=== Written problem ===
From the listing below, copy every line with the word "styles".

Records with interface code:
★ ★ ★ ★ ★

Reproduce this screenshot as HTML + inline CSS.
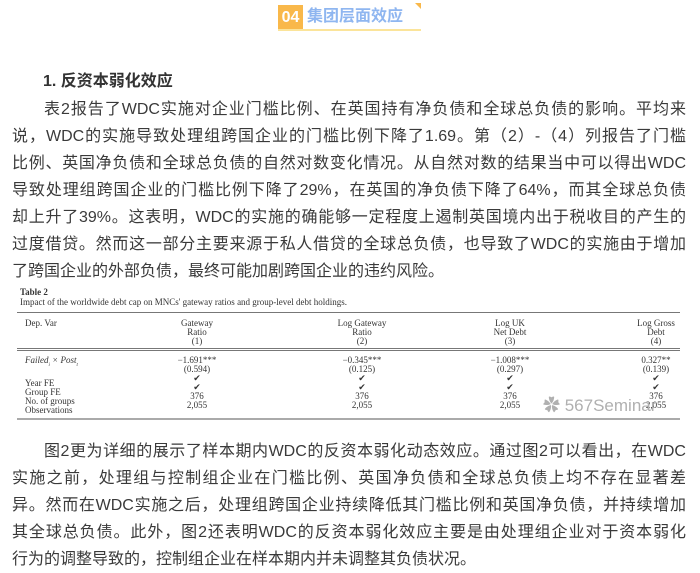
<!DOCTYPE html>
<html><head><meta charset="utf-8"><style>
body{margin:0;width:700px;height:571px;background:#fff;position:relative;overflow:hidden;font-family:"Liberation Sans","Noto Sans CJK SC",sans-serif;color:#333}
.a{position:absolute;white-space:nowrap}
.ln{position:absolute;left:12px;width:674px;font-size:16px;height:27px;line-height:27px;text-align:justify;text-align-last:justify;white-space:nowrap;color:#3a3a3a}
.t{position:absolute;font-family:"Liberation Serif",serif;font-size:9px;color:#333;white-space:nowrap;line-height:9px}
.c{transform:translateX(-50%);text-align:center}
.rule{position:absolute;left:17px;width:663px;background:#777}
</style></head><body>
<div class="a" style="left:278px;top:5px;width:25px;height:25px;background:#f9b84a;color:#fff;font-weight:bold;font-size:16px;line-height:25px;text-align:center">04</div>
<div class="a" style="left:307px;top:4px;font-size:16px;font-weight:bold;color:#8fb6f0;line-height:26px">集团层面效应</div>
<div class="a" style="left:278px;top:29px;width:143px;height:2px;background:#fbe49a"></div>
<div class="a" style="left:415px;top:3px;width:0;height:0;border-left:6px solid transparent;border-top:6px solid #f9b84a"></div>

<div class="a" style="left:43px;top:69px;font-size:16px;font-weight:bold;color:#333;line-height:26px">1. 反资本弱化效应</div>
<div class="ln" style="top:96px;left:44px;width:642px">表2报告了WDC实施对企业门槛比例、在英国持有净负债和全球总负债的影响。平均来</div>
<div class="ln" style="top:123px">说，WDC的实施导致处理组跨国企业的门槛比例下降了1.69。第（2）-（4）列报告了门槛</div>
<div class="ln" style="top:150px">比例、英国净负债和全球总负债的自然对数变化情况。从自然对数的结果当中可以得出WDC</div>
<div class="ln" style="top:177px">导致处理组跨国企业的门槛比例下降了29%，在英国的净负债下降了64%，而其全球总负债</div>
<div class="ln" style="top:204px">却上升了39%。这表明，WDC的实施的确能够一定程度上遏制英国境内出于税收目的产生的</div>
<div class="ln" style="top:231px">过度借贷。然而这一部分主要来源于私人借贷的全球总负债，也导致了WDC的实施由于增加</div>
<div class="ln" style="top:258px;text-align-last:left;width:auto">了跨国企业的外部负债，最终可能加剧跨国企业的违约风险。</div>

<div class="t" style="left:20px;top:288px;font-weight:bold">Table 2</div>
<div class="t" style="left:20px;top:298px">Impact of the worldwide debt cap on MNCs' gateway ratios and group-level debt holdings.</div>
<div class="rule" style="top:312px;height:1px"></div>
<div class="t" style="left:25px;top:319px">Dep. Var</div>
<div class="t c" style="left:197px;top:319px">Gateway<br>Ratio<br>(1)</div>
<div class="t c" style="left:362px;top:319px">Log Gateway<br>Ratio<br>(2)</div>
<div class="t c" style="left:510px;top:319px">Log UK<br>Net Debt<br>(3)</div>
<div class="t c" style="left:656px;top:319px">Log Gross<br>Debt<br>(4)</div>
<div class="rule" style="top:348px;height:1px"></div>
<div class="rule" style="top:350px;height:1px"></div>
<div class="t" style="left:25px;top:356px;line-height:9px"><i>Failed<sub style="font-size:5px">i</sub> × Post<sub style="font-size:5px">t</sub></i><br><br>Year FE<br>Group FE<br>No. of groups<br>Observations</div>
<div class="t c" style="left:197px;top:356px">−1.691***<br>(0.594)<br>✔<br>✔<br>376<br>2,055</div>
<div class="t c" style="left:362px;top:356px">−0.345***<br>(0.125)<br>✔<br>✔<br>376<br>2,055</div>
<div class="t c" style="left:510px;top:356px">−1.008***<br>(0.297)<br>✔<br>✔<br>376<br>2,055</div>
<div class="t c" style="left:656px;top:356px">0.327**<br>(0.139)<br>✔<br>✔<br>376<br>2,055</div>
<div class="rule" style="top:418px;height:2px;background:#aaa"></div>
<div class="a" style="left:543px;top:391px;font-size:17px;color:#b0b0b0">✿ 567Seminar</div>

<div class="ln" style="top:438px;left:44px;width:642px">图2更为详细的展示了样本期内WDC的反资本弱化动态效应。通过图2可以看出，在WDC</div>
<div class="ln" style="top:465px">实施之前，处理组与控制组企业在门槛比例、英国净负债和全球总负债上均不存在显著差</div>
<div class="ln" style="top:492px">异。然而在WDC实施之后，处理组跨国企业持续降低其门槛比例和英国净负债，并持续增加</div>
<div class="ln" style="top:519px">其全球总负债。此外，图2还表明WDC的反资本弱化效应主要是由处理组企业对于资本弱化</div>
<div class="ln" style="top:546px;text-align-last:left;width:auto">行为的调整导致的，控制组企业在样本期内并未调整其负债状况。</div>
</body></html>
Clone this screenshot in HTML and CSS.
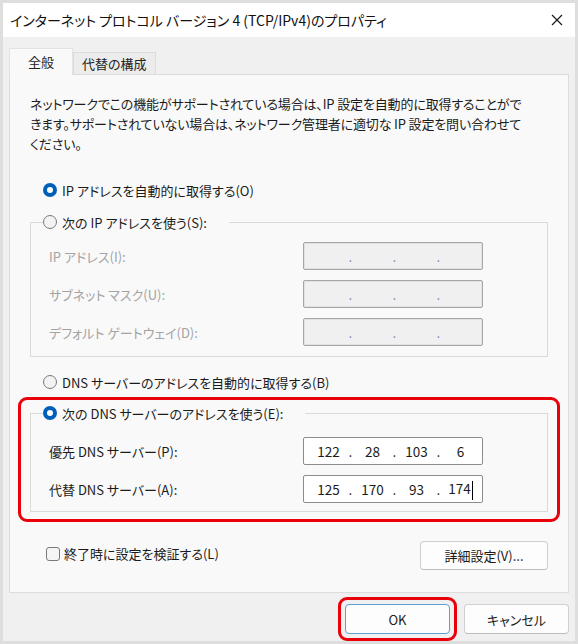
FILE: index.html
```html
<!DOCTYPE html>
<html lang="ja">
<head>
  <meta charset="UTF-8">
  <title>インターネット プロトコル バージョン 4 (TCP/IPv4)のプロパティ</title>
  <link rel="stylesheet" href="styles.css">
</head>
<body>
  <div class="dialog">
    <div class="titlebar">
      <span class="title">インターネット プロトコル バージョン 4 (TCP/IPv4)のプロパティ</span>
      <svg class="close" width="12" height="12" viewBox="0 0 12 12">
        <path d="M1 1 L11 11 M11 1 L1 11" stroke="#1a1a1a" stroke-width="1.2" fill="none"/>
      </svg>
    </div>

    <div class="dialog-body">
      <div class="tabs">
        <div class="tab active">全般</div>
        <div class="tab">代替の構成</div>
      </div>

      <div class="panel">
        <p class="desc">ネットワークでこの機能がサポートされている場合は、IP 設定を自動的に取得することがで<br>きます。サポートされていない場合は、ネットワーク管理者に適切な IP 設定を問い合わせて<br>ください。</p>

        <div class="option first">
          <span class="radio checked"></span>
          <span>IP アドレスを自動的に取得する(O)</span>
        </div>

        <fieldset class="group disabled">
          <legend>
            <span class="radio"></span>
            <span>次の IP アドレスを使う(S):</span>
          </legend>
          <div class="field">
            <span class="label">IP アドレス(I):</span>
            <div class="ipbox">
              <span class="seg"></span><span class="dot">.</span><span class="seg"></span><span class="dot">.</span><span class="seg"></span><span class="dot">.</span><span class="seg"></span>
            </div>
          </div>
          <div class="field">
            <span class="label">サブネット マスク(U):</span>
            <div class="ipbox">
              <span class="seg"></span><span class="dot">.</span><span class="seg"></span><span class="dot">.</span><span class="seg"></span><span class="dot">.</span><span class="seg"></span>
            </div>
          </div>
          <div class="field">
            <span class="label">デフォルト ゲートウェイ(D):</span>
            <div class="ipbox">
              <span class="seg"></span><span class="dot">.</span><span class="seg"></span><span class="dot">.</span><span class="seg"></span><span class="dot">.</span><span class="seg"></span>
            </div>
          </div>
        </fieldset>

        <div class="option dns-auto">
          <span class="radio"></span>
          <span>DNS サーバーのアドレスを自動的に取得する(B)</span>
        </div>

        <div class="highlight dns-box">
          <fieldset class="group">
            <legend>
              <span class="radio checked"></span>
              <span>次の DNS サーバーのアドレスを使う(E):</span>
            </legend>
            <div class="field">
              <span class="label">優先 DNS サーバー(P):</span>
              <div class="ipbox">
                <span class="seg">122</span><span class="dot">.</span><span class="seg">28</span><span class="dot">.</span><span class="seg">103</span><span class="dot">.</span><span class="seg">6</span>
              </div>
            </div>
            <div class="field">
              <span class="label">代替 DNS サーバー(A):</span>
              <div class="ipbox">
                <span class="seg">125</span><span class="dot">.</span><span class="seg">170</span><span class="dot">.</span><span class="seg">93</span><span class="dot">.</span><span class="seg">174<span class="caret"></span></span>
              </div>
            </div>
          </fieldset>
        </div>

        <div class="bottom-row">
          <div class="check-option">
            <span class="checkbox"></span>
            <span>終了時に設定を検証する(L)</span>
          </div>
          <button class="btn details">詳細設定(V)...</button>
        </div>
      </div>

      <div class="footer">
        <div class="highlight ok-box">
          <button class="btn default">OK</button>
        </div>
        <button class="btn">キャンセル</button>
      </div>
    </div>
  </div>
</body>
</html>
```

FILE: styles.css
```css
/* Reset */
* {
  margin: 0;
  padding: 0;
  box-sizing: border-box;
}

body {
  font-family: "Noto Sans CJK JP", "Noto Sans", sans-serif;
  font-size: 13px;
  font-feature-settings: "palt";
  color: #1b1b1b;
  background: #fff;
}

/* Window frame */
.dialog {
  width: 578px;
  height: 644px;
  border: 3px solid #dedede;
  background: #f0f0f0;
  display: flex;
  flex-direction: column;
  overflow: hidden;
}

.titlebar {
  height: 34px;
  flex-shrink: 0;
  background: #fff;
  display: flex;
  align-items: center;
  justify-content: space-between;
  padding: 0 12px 0 7px;
}

.title {
  font-size: 14px;
  color: #111;
}

.dialog-body {
  flex: 1;
  padding: 11px 6px 0 6px;
}

/* Tabs */
.tabs {
  display: flex;
  align-items: flex-end;
  height: 26px;
  position: relative;
  z-index: 1;
}

.tab {
  height: 22px;
  padding: 0 8px;
  line-height: 21px;
  border: 1px solid #dcdcdc;
  border-bottom: none;
  background: #ececec;
  color: #222;
}

.tab.active {
  width: 64px;
  height: 27px;
  margin-bottom: -1px;
  text-align: center;
  line-height: 25px;
  background: #f9f9f9;
  border-color: #e2e2e2;
}

/* Tab panel */
.panel {
  background: #f9f9f9;
  border: 1px solid #dcdcdc;
  padding: 19px 20px 22px;
}

.desc {
  line-height: 20px;
  letter-spacing: -0.15px;
}

.option {
  display: flex;
  align-items: center;
  gap: 5px;
  height: 20px;
  margin-left: 13px;
}

.option.first {
  margin-top: 26px;
}

.option.dns-auto {
  margin-top: 15px;
}

/* Radio / checkbox */
.radio {
  width: 14px;
  height: 14px;
  border-radius: 50%;
  border: 1px solid #7a7a7a;
  background: #f3f3f3;
  flex-shrink: 0;
}

.radio.checked {
  border: 4px solid #005fb8;
  background: #fff;
}

.checkbox {
  width: 14px;
  height: 14px;
  border: 1px solid #7a7a7a;
  border-radius: 3px;
  background: #f5f5f5;
  flex-shrink: 0;
}

/* Group boxes */
.group {
  border: 1px solid #dadada;
  margin-top: 12px;
  padding: 10px 12px 10px;
}

.group legend {
  display: flex;
  align-items: center;
  gap: 5px;
  height: 20px;
  padding-right: 22px;
}

.field {
  display: flex;
  align-items: center;
  height: 28px;
  padding-left: 6px;
}

.field + .field {
  margin-top: 10px;
}

.label {
  width: 254px;
}

.group.disabled .label {
  color: #a3a3a3;
}

/* IP address box */
.ipbox {
  width: 180px;
  height: 28px;
  display: flex;
  align-items: center;
  padding-left: 5px;
  background: #fff;
  border: 1px solid #8c8c8c;
  border-radius: 2px;
  font-size: 13.5px;
}

.group.disabled .ipbox {
  background: #f0f0f0;
  border-color: #a6a6a6;
  box-shadow: inset 0 0 0 1px #e2e2e2;
}

.seg {
  width: 39px;
  text-align: center;
}

.dot {
  width: 5px;
  text-align: center;
}

.group.disabled .dot {
  color: #7f8fb0;
}

.caret {
  display: inline-block;
  width: 1px;
  height: 19px;
  margin-left: 1px;
  background: #000;
  vertical-align: middle;
}

/* Red annotation boxes */
.highlight {
  border: 3px solid #e8000b;
  border-radius: 9px;
}

.dns-box {
  margin: 5px -12px 0;
  padding: 3px 9px 7px;
}

.dns-box .group {
  margin-top: 0;
  padding-top: 14px;
  padding-bottom: 8px;
}

/* Bottom of panel */
.bottom-row {
  display: flex;
  justify-content: space-between;
  align-items: center;
  margin-top: 19px;
}

.check-option {
  display: flex;
  align-items: center;
  gap: 4px;
  margin-left: 16px;
  margin-bottom: 4px;
}

.btn {
  font-family: inherit;
  font-size: 13px;
  font-feature-settings: "palt";
  color: #1b1b1b;
  height: 30px;
  width: 105px;
  background: #fdfdfd;
  border: 1px solid #d0d0d0;
  border-bottom-color: #bdbdbd;
  border-radius: 4px;
}

.btn.details {
  width: 128px;
  height: 29px;
}

.btn.default {
  border-color: #5e9ed6;
}

/* Dialog buttons */
.footer {
  display: flex;
  justify-content: flex-end;
  align-items: center;
  gap: 7px;
  margin-top: 4px;
}

.ok-box {
  padding: 4px;
}
```
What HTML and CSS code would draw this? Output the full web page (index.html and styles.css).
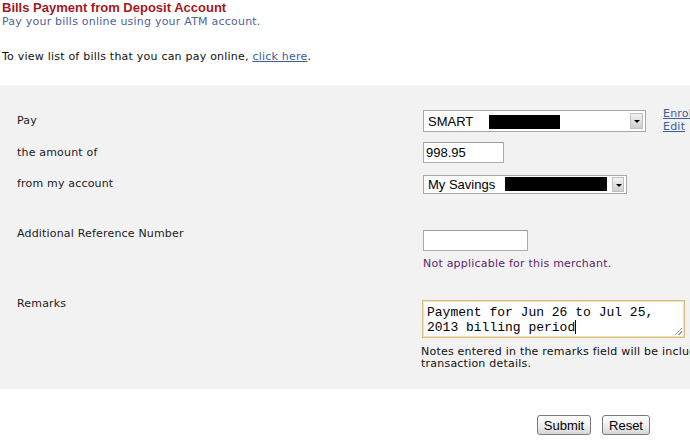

★ ★ ★ ★ ★

=== Problem solution ===
  <link rel="stylesheet" href="styles.css">
FILE: styles.css
What HTML and CSS code would draw this? Output the full web page (index.html and styles.css).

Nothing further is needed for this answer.